The end of Unbreakable Kimmy Schmidt is more than just the conclusion of a show, it's the end of an era...hopefully for just a short time. With the finale of Kimmy Schmidt comes the closure of the Tina Fey and Robert Carlock golden age of madcap comedy.
Viewers first entered the world of Fey and Carlock established with 30 Rock in 2006. For seven seasons, Liz Lemon, Tracy Jordan, Jenna Maroney, Jack Donaghy and Kenneth Parcell entertained viewers with their antics behind the scenes of a fictional late-night sketch series. 30 Rock received 103 Emmy nominations during its run, taking home the Outstanding Comedy Series trophy three times.
After 30 Rock wrapped up in 2013, Fey and Carlock got to work on what would become Unbreakable Kimmy Schmidt (series star Ellie Kemper details the meeting she had with the duo in her charming book, My Squirrel Days). Originally intended for NBC, Unbreakable Kimmy Schmidt made the jump to Netflix after its first season was already completed. It eventually debuted in 2015, and it instantly felt like a natural sibling to 30 Rock.
Fey and Carlock's style of TV comedy is instantly recognizable. The jokes come fast and furious, often requiring multiple viewings to capture them all. And these shows, Kimmy, 30 Rock, and even Great News, seem designed for multiple viewings. The worlds are so colorful, the characters instantly relatable. It's easy to get lost in them. The duo and their writing staff excel at developing larger than life characters imbued with enough humanity to make them seem like your friends.
Like 30 Rock, Kimmy Schmidt is a whip-smart comedy. This is a show about a woman who was kidnapped and abused for years, and here we are as viewers, eating up her misadventures with glee. The show continually tackled topics often seen as taboo but didn't trivialize them. Kimmy balanced wackiness with poignancy in an expert fashion. As the theme song said every episode, "females are strong as hell." That's something Unbreakable Kimmy Schmidt never lost sight of, right up until the end.
"I hope the fans will be very satisfied with the ending. I, as an actor, was very happy with how the writers wrapped everything up," Kemper told us ahead of the final episodes dropping. "I think, for me personally, Kimmy's journey ends with such great dignity. And she…changes the world, which, I think, she deserves to do because she's been through a lot and she retains an optimism and a fierceness that most people might not be able to hold after going through such a horrible experience.
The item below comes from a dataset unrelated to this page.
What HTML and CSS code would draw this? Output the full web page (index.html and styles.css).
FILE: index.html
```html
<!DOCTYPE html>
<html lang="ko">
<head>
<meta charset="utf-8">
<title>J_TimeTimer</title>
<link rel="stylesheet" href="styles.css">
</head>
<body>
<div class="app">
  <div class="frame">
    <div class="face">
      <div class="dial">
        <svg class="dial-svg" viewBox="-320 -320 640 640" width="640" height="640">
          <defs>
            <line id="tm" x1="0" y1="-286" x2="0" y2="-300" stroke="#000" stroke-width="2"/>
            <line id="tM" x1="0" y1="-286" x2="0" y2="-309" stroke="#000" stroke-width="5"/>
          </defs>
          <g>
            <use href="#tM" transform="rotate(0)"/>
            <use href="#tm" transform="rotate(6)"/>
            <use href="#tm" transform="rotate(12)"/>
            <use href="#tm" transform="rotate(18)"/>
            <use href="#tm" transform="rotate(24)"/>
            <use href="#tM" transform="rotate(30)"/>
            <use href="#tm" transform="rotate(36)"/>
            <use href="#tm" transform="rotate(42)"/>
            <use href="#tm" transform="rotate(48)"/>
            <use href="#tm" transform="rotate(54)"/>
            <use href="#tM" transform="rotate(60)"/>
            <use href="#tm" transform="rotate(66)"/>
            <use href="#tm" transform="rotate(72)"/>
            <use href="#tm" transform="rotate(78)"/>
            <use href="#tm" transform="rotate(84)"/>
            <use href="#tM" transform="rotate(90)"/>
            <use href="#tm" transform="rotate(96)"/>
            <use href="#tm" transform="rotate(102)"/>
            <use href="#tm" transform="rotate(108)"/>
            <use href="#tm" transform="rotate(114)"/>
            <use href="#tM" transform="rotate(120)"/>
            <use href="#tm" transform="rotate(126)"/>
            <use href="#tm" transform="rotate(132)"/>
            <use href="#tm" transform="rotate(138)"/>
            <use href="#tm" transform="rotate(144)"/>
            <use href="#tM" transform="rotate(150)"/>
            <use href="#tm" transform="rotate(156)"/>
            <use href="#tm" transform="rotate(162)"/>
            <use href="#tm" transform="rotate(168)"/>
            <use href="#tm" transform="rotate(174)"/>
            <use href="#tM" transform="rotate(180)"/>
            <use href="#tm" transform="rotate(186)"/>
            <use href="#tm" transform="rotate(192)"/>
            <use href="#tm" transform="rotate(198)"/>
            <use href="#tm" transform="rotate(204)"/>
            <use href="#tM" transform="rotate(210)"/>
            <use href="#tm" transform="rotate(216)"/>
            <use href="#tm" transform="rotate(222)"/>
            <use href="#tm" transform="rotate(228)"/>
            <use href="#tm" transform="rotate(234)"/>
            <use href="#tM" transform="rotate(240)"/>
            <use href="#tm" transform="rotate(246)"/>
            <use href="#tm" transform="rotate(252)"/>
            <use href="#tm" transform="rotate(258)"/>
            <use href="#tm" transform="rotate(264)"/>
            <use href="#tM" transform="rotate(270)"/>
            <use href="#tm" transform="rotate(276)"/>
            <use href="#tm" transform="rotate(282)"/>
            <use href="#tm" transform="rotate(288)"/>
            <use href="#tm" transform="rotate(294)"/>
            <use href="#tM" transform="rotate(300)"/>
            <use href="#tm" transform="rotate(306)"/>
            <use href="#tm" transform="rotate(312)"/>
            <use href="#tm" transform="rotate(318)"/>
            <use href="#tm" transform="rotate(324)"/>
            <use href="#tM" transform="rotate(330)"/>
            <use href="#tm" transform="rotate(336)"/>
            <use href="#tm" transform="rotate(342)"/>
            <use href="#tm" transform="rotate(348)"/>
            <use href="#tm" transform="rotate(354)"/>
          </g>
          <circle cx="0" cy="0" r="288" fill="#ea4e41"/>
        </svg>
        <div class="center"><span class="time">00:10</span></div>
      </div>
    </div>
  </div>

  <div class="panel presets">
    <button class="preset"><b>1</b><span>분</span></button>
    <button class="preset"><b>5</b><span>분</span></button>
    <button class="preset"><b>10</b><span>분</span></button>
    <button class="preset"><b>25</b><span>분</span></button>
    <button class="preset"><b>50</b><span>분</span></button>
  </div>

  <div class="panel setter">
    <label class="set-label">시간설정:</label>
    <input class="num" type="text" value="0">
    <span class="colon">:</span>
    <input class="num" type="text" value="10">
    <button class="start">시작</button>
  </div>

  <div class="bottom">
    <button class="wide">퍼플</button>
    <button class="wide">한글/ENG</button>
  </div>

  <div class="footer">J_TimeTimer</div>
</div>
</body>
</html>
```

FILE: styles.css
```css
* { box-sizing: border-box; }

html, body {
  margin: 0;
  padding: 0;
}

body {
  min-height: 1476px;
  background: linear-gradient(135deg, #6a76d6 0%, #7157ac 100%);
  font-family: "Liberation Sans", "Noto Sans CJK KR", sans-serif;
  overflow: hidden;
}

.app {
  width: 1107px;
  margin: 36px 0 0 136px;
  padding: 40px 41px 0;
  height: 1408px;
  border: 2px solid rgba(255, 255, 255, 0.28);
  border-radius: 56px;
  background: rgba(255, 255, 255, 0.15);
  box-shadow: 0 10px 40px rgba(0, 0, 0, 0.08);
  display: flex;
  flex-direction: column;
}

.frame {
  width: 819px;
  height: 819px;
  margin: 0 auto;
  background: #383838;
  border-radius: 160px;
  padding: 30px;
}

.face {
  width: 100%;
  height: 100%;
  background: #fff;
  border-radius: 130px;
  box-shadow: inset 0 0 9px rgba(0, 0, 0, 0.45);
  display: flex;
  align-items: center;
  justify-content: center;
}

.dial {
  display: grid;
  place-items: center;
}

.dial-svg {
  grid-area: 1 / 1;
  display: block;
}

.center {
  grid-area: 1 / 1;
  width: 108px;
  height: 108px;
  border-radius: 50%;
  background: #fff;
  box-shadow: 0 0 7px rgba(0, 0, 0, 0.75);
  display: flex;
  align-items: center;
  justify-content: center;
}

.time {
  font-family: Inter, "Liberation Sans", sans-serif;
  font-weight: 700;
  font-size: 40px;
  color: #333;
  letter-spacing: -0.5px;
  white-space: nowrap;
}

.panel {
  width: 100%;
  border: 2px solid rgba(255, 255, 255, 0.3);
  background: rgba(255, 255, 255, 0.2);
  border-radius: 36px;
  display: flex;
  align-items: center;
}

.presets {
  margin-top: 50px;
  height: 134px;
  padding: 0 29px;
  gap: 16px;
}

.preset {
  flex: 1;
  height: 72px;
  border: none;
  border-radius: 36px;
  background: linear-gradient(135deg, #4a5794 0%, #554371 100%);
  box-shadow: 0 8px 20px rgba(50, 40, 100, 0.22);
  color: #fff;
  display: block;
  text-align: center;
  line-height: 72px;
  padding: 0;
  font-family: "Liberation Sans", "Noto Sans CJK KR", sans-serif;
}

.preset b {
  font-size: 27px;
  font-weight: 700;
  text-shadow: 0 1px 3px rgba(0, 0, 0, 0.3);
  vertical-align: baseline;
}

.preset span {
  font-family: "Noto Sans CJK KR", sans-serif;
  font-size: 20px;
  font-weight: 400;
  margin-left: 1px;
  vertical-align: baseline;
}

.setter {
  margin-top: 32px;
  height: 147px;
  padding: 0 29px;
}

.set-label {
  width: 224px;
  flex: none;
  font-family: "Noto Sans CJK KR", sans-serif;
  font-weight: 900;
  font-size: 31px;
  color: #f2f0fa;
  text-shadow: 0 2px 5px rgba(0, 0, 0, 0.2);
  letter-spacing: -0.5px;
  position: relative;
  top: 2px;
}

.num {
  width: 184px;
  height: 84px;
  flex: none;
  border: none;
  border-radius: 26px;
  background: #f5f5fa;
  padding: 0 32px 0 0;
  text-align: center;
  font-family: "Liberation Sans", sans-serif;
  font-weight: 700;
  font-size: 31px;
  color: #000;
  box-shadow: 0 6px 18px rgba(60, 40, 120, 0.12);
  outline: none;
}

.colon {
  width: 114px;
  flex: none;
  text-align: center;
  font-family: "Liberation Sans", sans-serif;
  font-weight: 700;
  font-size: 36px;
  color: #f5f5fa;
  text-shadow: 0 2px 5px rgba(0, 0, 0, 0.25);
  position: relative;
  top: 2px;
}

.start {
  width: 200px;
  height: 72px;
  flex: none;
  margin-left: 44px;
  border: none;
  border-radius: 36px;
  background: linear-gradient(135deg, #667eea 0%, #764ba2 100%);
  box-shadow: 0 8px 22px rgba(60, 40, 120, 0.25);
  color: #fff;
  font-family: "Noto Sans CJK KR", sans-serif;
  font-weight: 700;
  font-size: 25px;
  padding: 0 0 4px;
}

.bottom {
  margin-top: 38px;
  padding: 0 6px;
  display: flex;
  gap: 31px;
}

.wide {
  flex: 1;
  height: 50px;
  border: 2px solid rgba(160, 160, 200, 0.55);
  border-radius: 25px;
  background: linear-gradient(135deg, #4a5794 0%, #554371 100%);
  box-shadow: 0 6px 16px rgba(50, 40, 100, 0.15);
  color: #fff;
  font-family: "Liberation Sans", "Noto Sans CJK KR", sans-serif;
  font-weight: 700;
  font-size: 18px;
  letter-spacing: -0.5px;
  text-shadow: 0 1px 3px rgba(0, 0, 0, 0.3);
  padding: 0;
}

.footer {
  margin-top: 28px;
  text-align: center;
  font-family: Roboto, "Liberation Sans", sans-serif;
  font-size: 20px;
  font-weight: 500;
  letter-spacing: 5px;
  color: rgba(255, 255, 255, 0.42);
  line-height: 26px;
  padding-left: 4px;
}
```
So, I'm happy with the way the show ended up."
Kemper said the show was wrapped up so quickly, saying farewell to the character who has been with her for so many milestones hit her hard. "It felt like we were going 100 miles an hour and then Saturday morning, all of a sudden the show was over, which is a very strange—and sort of abrupt feeling to have. In a way it's nice because you're just ripping the band aid off…It's a nice thing, to be sad that the show is ending, because that means it means a lot to you."
And just what is the satisfying Unbreakable Kimmy Schmidt ending? Spoilers ahead!
Kimmy previously embarked on her quest to better society via a children's book, and it eventually paid off. Her book, which she got online thanks to her job at Giztoob, started to get the attention of the general public and educators. At the very end of the show via a flashforward, viewers see just how successful the book—and its message—became when The Legends of Greemulax theme park opened.
It was a happy ending for all involved, including Titus (Tituss Burgess) who made his Broadway debut in Cats and later officially in The Lion King, and got back with Mikey (Mike Carlsen). In his flashforward, Titus was a movie star—and proud father. For Jacqueline, we saw that Kimmy not only helped herself, but also those around her, including her former boss. Jane Krakowski's character found an equal romantic partner and ended up becoming a successful Hollywood agent, managing not only Titus, but Greg Kinnear. And after their apartment/sideways tug boat blew up, Lillian (Carol Kane) became a local celebrity and the voice of New York City.
It seems like a pretty tidy ending, one even Marie Kondo would find joy in, but Kemper said she's still holding out hope for the rumored Netflix movie.
"It's like I'm in denial, is that one of the stages of grief?" she said about the ending. "So, I'm in denial still because I feel like, ‘OK, she's not quite there.' I have her shoes, her light-up sneakers that the costume department was kind enough to give me, so I'm like, ‘OK, she's still there.' And, by the way, they might need them back if we make the movie."
As Kimmy Schmidt moves to the great TV beyond, forever available to binge on Netflix (like 30 Rock before it, but now on Hulu), in its place will be a hole that can only be filled with new episodes of whatever Fey and team cook up next.
All episodes of Unbreakable Kimmy Schmidt are now streaming.